Monte Carlo study of perturbation theory for the radial distribution function

Abstract

Monte Carlo calculations are reported for the radial distribution function g ₂(r; λ) of a fluid in which the intermolecular pair potential is [u ^ref(r) + λu ^p(r)], u ^ref(r) being the Weeks-Chandler-Andersen (WCA) reference fluid, and [u ^ref(r) + u ^p(r)] being the Lennard-Jones (6, 12) fluid.
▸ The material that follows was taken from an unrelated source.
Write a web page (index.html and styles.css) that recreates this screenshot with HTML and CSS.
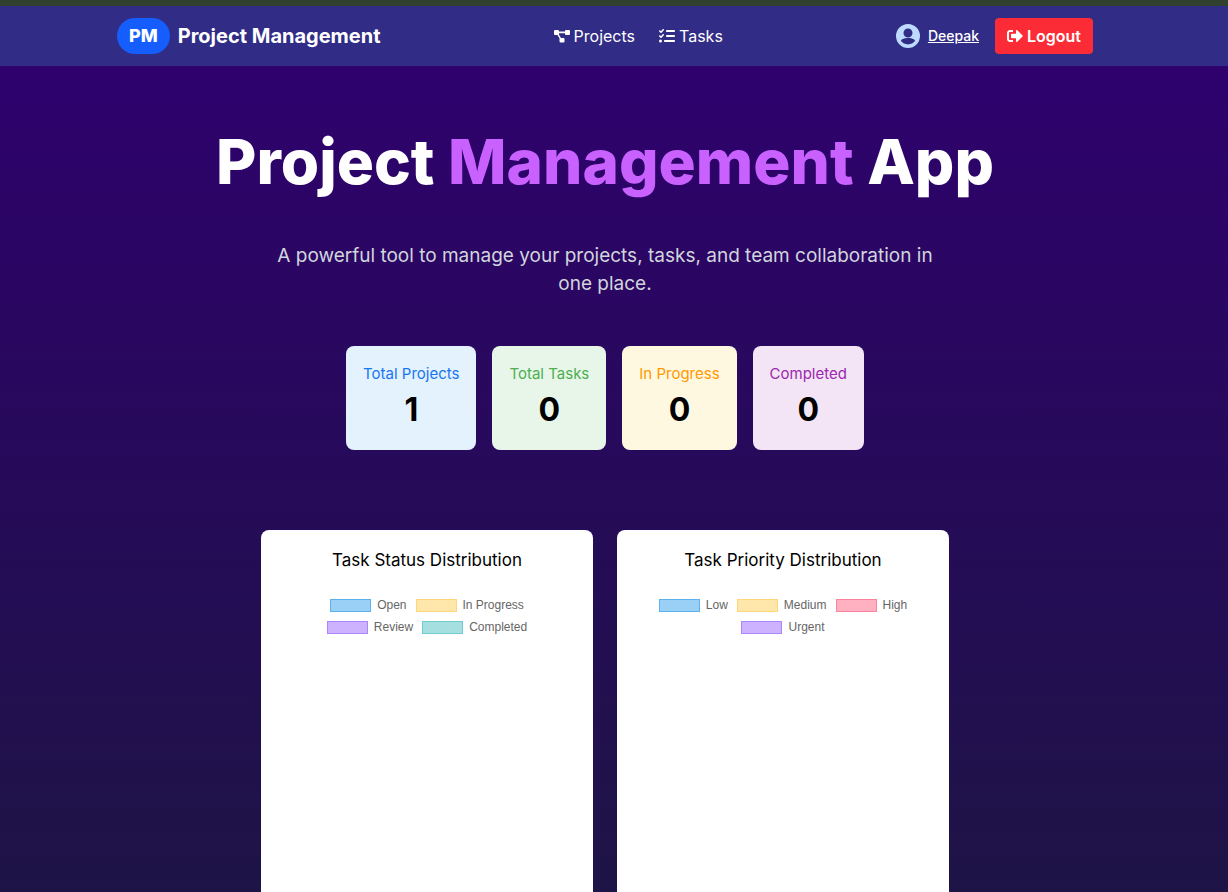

The calculations are performed for λ values in the range 0 to 1, at the state condition ρσ³ = 0·80, kT/ε = 0·719. It is shown that at high densities the perturbation expansion of g ₂(r; λ = 1) about g ₂(r; λ = 0) is rapidly convergent, but that the corresponding expansion for y ₂(r; λ) = exp [βu(r; λ)] × g ₂(r; λ) is not. In addition Monte Carlo estimates of the individual terms that contribute to the first-order perturbation term, (∂g ₂/∂λ)_λ=0, are presented. It is shown that these terms are individually large, but that (∂g ₂/∂λ)_λ=0 is small because there is strong cancellation between the various terms. Consequently, the calculation of (∂g ₂/∂λ)_λ=0 is highly sensitive to the approximation used to evaluate the individual terms.